STATED GOAL – Output each line exactly as it appears, skipping any embedded picture.

GIVEN DATA –
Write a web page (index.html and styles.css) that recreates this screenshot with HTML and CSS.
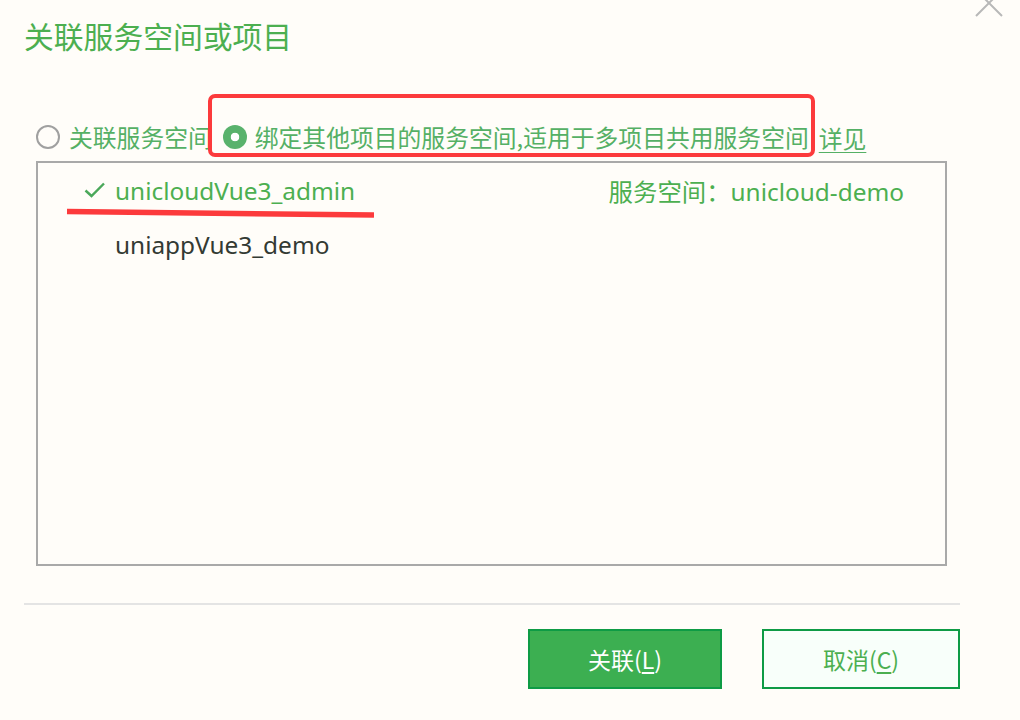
FILE: index.html
```html
<!DOCTYPE html>
<html lang="zh-CN">
<head>
<meta charset="utf-8">
<title>关联服务空间或项目</title>
<link rel="stylesheet" href="styles.css">
</head>
<body>
<div class="dialog">
  <header class="dialog-header">
    <h1 class="title">关联服务空间或项目</h1>
    <button class="close" aria-label="关闭">
      <svg width="34" height="34" viewBox="0 0 34 34"><path d="M4 4 L30 30 M30 4 L4 30" stroke="#b8b8b8" stroke-width="2" fill="none"/></svg>
    </button>
  </header>

  <div class="options">
    <label class="option">
      <span class="radio"></span>
      <span class="option-text">关联服务空间</span>
    </label>
    <label class="option option-checked">
      <span class="radio radio-on"></span>
      <span class="option-text">绑定其他项目的服务空间,适用于多项目共用服务空间</span>
    </label>
    <a class="link">详见</a>
    <span class="mark-box"></span>
  </div>

  <div class="list">
    <div class="row row-selected">
      <span class="check">
        <svg width="22" height="16" viewBox="0 0 22 16"><path d="M1.5 8.5 L7.5 14 L20 1.5" stroke="#4aa85a" stroke-width="2.4" fill="none"/></svg>
      </span>
      <span class="name">unicloudVue3_admin</span>
      <span class="space">服务空间：unicloud-demo</span>
      <svg class="mark-line" width="310" height="12" viewBox="0 0 310 12"><path d="M1 3.5 L308 7" stroke="#fc3a3c" stroke-width="5.5" stroke-linecap="butt" fill="none"/></svg>
    </div>
    <div class="row">
      <span class="check"></span>
      <span class="name">uniappVue3_demo</span>
    </div>
  </div>

  <div class="divider"></div>

  <div class="actions">
    <button class="btn btn-primary">关联(<u>L</u>)</button>
    <button class="btn btn-default">取消(<u>C</u>)</button>
  </div>
</div>
</body>
</html>
```

FILE: styles.css
```css
html, body {
  margin: 0;
  padding: 0;
  background: #fffdf9;
}

body {
  width: 1020px;
  height: 720px;
  overflow: hidden;
  font-family: "Noto Sans", "Noto Sans CJK SC", sans-serif;
  color: #333;
}

.dialog {
  position: relative;
  display: flex;
  flex-direction: column;
  height: 720px;
}

.dialog-header {
  height: 70px;
  padding-left: 24px;
  display: flex;
  align-items: flex-start;
}

.title {
  margin: 16px 0 0;
  font-family: "Noto Sans CJK SC", sans-serif;
  font-weight: 400;
  font-size: 29.8px;
  line-height: 38px;
  color: #4caf50;
}

.close {
  position: absolute;
  top: -14px;
  left: 972px;
  width: 34px;
  height: 34px;
  padding: 0;
  border: 0;
  background: none;
}

.close svg {
  display: block;
}

.options {
  position: relative;
  margin-top: 52px;
  height: 30px;
  padding-left: 36px;
  display: flex;
  align-items: center;
  font-family: "Noto Sans CJK SC", sans-serif;
  font-size: 23.8px;
  color: #55b065;
}

.option {
  display: flex;
  align-items: center;
}

.option + .option {
  margin-left: 11px;
}

.radio {
  width: 20px;
  height: 20px;
  border: 2px solid #a0a0a0;
  border-radius: 50%;
  box-sizing: content-box;
  margin-right: 9px;
}

.radio-on {
  width: 24px;
  height: 24px;
  border: 0;
  background: radial-gradient(circle, #fff 0 4px, #59b26c 4.6px);
  margin-right: 8px;
}

.option-text {
  line-height: 30px;
  white-space: nowrap;
}

.link {
  margin-left: 10px;
  text-decoration: underline;
  text-underline-offset: 4px;
  text-decoration-thickness: 1px;
  color: #55b065;
}

.mark-box {
  position: absolute;
  left: 208px;
  top: -28px;
  width: 599px;
  height: 55px;
  border: 4px solid #fc3a3c;
  border-radius: 7px;
}

.list {
  margin: 9px 0 0 36px;
  width: 907px;
  height: 401px;
  border: 2px solid #a9a9a9;
}

.row {
  position: relative;
  height: 54px;
  display: flex;
  align-items: center;
  padding: 0 41px 0 46px;
  font-size: 24.4px;
}

.check {
  width: 22px;
  height: 16px;
  margin-right: 9px;
  display: block;
}

.check svg {
  display: block;
}

.name {
  color: #333a33;
}

.row-selected .name {
  color: #4caf50;
}

.space {
  margin-left: auto;
  font-family: "Noto Sans", "Noto Sans CJK SC", sans-serif;
  color: #4caf50;
}

.mark-line {
  position: absolute;
  left: 28px;
  top: 45px;
}

.divider {
  margin: 37px 0 0 24px;
  width: 936px;
  height: 2px;
  background: #e4e4e4;
}

.actions {
  margin-top: 24px;
  padding-right: 60px;
  display: flex;
  justify-content: flex-end;
  gap: 40px;
}

.btn {
  height: 60px;
  font-family: "Noto Sans CJK SC", sans-serif;
  font-size: 23px;
  border: 2px solid #0e9b45;
  padding: 0;
  cursor: pointer;
}

.btn u {
  text-underline-offset: 3px;
}

.btn-primary {
  width: 194px;
  background: #3caf51;
  color: #fff;
}

.btn-default {
  width: 198px;
  background: #f8fffa;
  color: #4caf50;
}
```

RESPONSE –
Write a web page (index.html and styles.css) that recreates this screenshot with HTML and CSS.
FILE: index.html
```html
<!DOCTYPE html>
<html lang="zh-CN">
<head>
<meta charset="utf-8">
<title>关联服务空间或项目</title>
<link rel="stylesheet" href="styles.css">
</head>
<body>
<div class="dialog">
  <header class="dialog-header">
    <h1 class="title">关联服务空间或项目</h1>
    <button class="close" aria-label="关闭">
      <svg width="34" height="34" viewBox="0 0 34 34"><path d="M4 4 L30 30 M30 4 L4 30" stroke="#b8b8b8" stroke-width="2" fill="none"/></svg>
    </button>
  </header>

  <div class="options">
    <label class="option">
      <span class="radio"></span>
      <span class="option-text">关联服务空间</span>
    </label>
    <label class="option option-checked">
      <span class="radio radio-on"></span>
      <span class="option-text">绑定其他项目的服务空间,适用于多项目共用服务空间</span>
    </label>
    <a class="link">详见</a>
    <span class="mark-box"></span>
  </div>

  <div class="list">
    <div class="row row-selected">
      <span class="check">
        <svg width="22" height="16" viewBox="0 0 22 16"><path d="M1.5 8.5 L7.5 14 L20 1.5" stroke="#4aa85a" stroke-width="2.4" fill="none"/></svg>
      </span>
      <span class="name">unicloudVue3_admin</span>
      <span class="space">服务空间：unicloud-demo</span>
      <svg class="mark-line" width="310" height="12" viewBox="0 0 310 12"><path d="M1 3.5 L308 7" stroke="#fc3a3c" stroke-width="5.5" stroke-linecap="butt" fill="none"/></svg>
    </div>
    <div class="row">
      <span class="check"></span>
      <span class="name">uniappVue3_demo</span>
    </div>
  </div>

  <div class="divider"></div>

  <div class="actions">
    <button class="btn btn-primary">关联(<u>L</u>)</button>
    <button class="btn btn-default">取消(<u>C</u>)</button>
  </div>
</div>
</body>
</html>
```

FILE: styles.css
```css
html, body {
  margin: 0;
  padding: 0;
  background: #fffdf9;
}

body {
  width: 1020px;
  height: 720px;
  overflow: hidden;
  font-family: "Noto Sans", "Noto Sans CJK SC", sans-serif;
  color: #333;
}

.dialog {
  position: relative;
  display: flex;
  flex-direction: column;
  height: 720px;
}

.dialog-header {
  height: 70px;
  padding-left: 24px;
  display: flex;
  align-items: flex-start;
}

.title {
  margin: 16px 0 0;
  font-family: "Noto Sans CJK SC", sans-serif;
  font-weight: 400;
  font-size: 29.8px;
  line-height: 38px;
  color: #4caf50;
}

.close {
  position: absolute;
  top: -14px;
  left: 972px;
  width: 34px;
  height: 34px;
  padding: 0;
  border: 0;
  background: none;
}

.close svg {
  display: block;
}

.options {
  position: relative;
  margin-top: 52px;
  height: 30px;
  padding-left: 36px;
  display: flex;
  align-items: center;
  font-family: "Noto Sans CJK SC", sans-serif;
  font-size: 23.8px;
  color: #55b065;
}

.option {
  display: flex;
  align-items: center;
}

.option + .option {
  margin-left: 11px;
}

.radio {
  width: 20px;
  height: 20px;
  border: 2px solid #a0a0a0;
  border-radius: 50%;
  box-sizing: content-box;
  margin-right: 9px;
}

.radio-on {
  width: 24px;
  height: 24px;
  border: 0;
  background: radial-gradient(circle, #fff 0 4px, #59b26c 4.6px);
  margin-right: 8px;
}

.option-text {
  line-height: 30px;
  white-space: nowrap;
}

.link {
  margin-left: 10px;
  text-decoration: underline;
  text-underline-offset: 4px;
  text-decoration-thickness: 1px;
  color: #55b065;
}

.mark-box {
  position: absolute;
  left: 208px;
  top: -28px;
  width: 599px;
  height: 55px;
  border: 4px solid #fc3a3c;
  border-radius: 7px;
}

.list {
  margin: 9px 0 0 36px;
  width: 907px;
  height: 401px;
  border: 2px solid #a9a9a9;
}

.row {
  position: relative;
  height: 54px;
  display: flex;
  align-items: center;
  padding: 0 41px 0 46px;
  font-size: 24.4px;
}

.check {
  width: 22px;
  height: 16px;
  margin-right: 9px;
  display: block;
}

.check svg {
  display: block;
}

.name {
  color: #333a33;
}

.row-selected .name {
  color: #4caf50;
}

.space {
  margin-left: auto;
  font-family: "Noto Sans", "Noto Sans CJK SC", sans-serif;
  color: #4caf50;
}

.mark-line {
  position: absolute;
  left: 28px;
  top: 45px;
}

.divider {
  margin: 37px 0 0 24px;
  width: 936px;
  height: 2px;
  background: #e4e4e4;
}

.actions {
  margin-top: 24px;
  padding-right: 60px;
  display: flex;
  justify-content: flex-end;
  gap: 40px;
}

.btn {
  height: 60px;
  font-family: "Noto Sans CJK SC", sans-serif;
  font-size: 23px;
  border: 2px solid #0e9b45;
  padding: 0;
  cursor: pointer;
}

.btn u {
  text-underline-offset: 3px;
}

.btn-primary {
  width: 194px;
  background: #3caf51;
  color: #fff;
}

.btn-default {
  width: 198px;
  background: #f8fffa;
  color: #4caf50;
}
```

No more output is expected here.